Any modern statically typed language also needs to have generics, closures, inheritance, exceptions or workarounds of the same complexity, so yeah Nim also has these making Nim instantly a big language. That doesn't mean it's a "bunch of ideas thrown together".

> It doesn't have memory safety as a core goal.

It does and it is reasonably safe (yeah yeah yeah we don't check for 'nil' properly yet, give me a break) with quite some improvements in the pipeline.

1 comments

My apologies then. I didn't mean to come off rude; elegance is subjective I suppose.

I was under the impression that the only safe pointers (references) must be GC'd. So if you want/must to avoid that (say for perf), you're stuck using regular unsafe pointers. Is that inaccurate?

The manual even says that just calling printf is actually unsafe as the cstring could be GC'd (but it probably won't). Maybe Nim should have an unsafe directive to make sure any unsafe user code is clearly marked?

I also coulda sworn there was some part of the manual or site that was discussing a feature with a limitation due to the difficulty of expressing it in C. Maybe I imagined it. Sorry.

> The manual even says that just calling printf is actually unsafe as the cstring could be GC'd (but it probably won't).

The manual tries very hard to mention corner cases since it's evolving into a proper spec.
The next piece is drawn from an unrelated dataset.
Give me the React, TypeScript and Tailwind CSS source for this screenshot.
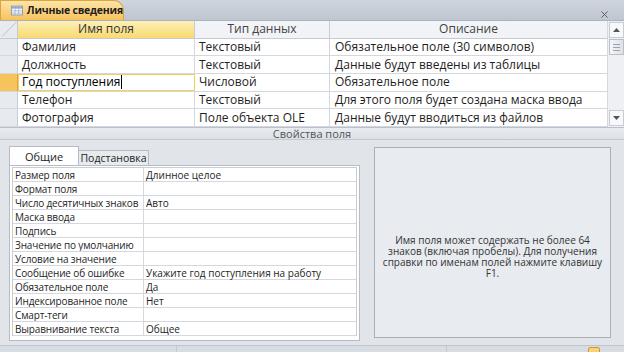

Calling printf is safe, it's C functions that take ownership of the char* pointer that are inherently unsafe.

> Maybe Nim should have an unsafe directive to make sure any unsafe user code is clearly marked?

That's a common misunderstanding, Nim doesn't need this. Instead of an ``unsafe`` keyword, Nim has ``addr`` and ``cast`` as keywords, these are the unsafe building blocks of the language. There are other corner cases that introduce unsafety, but they are all known and can be solved in time.

> I also coulda sworn there was some part of the manual or site that was discussing a feature with a limitation due to the difficulty of expressing it in C.

Well these things certainly are everywhere, but the issue here is not the difficulty of expressing it in C, but a desire to have very good C interop. Rust actually has all the same design constraints even though Rust builds on top of LLVM because the constraints come from the "systems programming" problem domain: Control over memory layouts, the stressed difference between heap and stack, etc. LLVM's IR is very close to C, so what is difficult to map to C is difficult to map to LLVM too.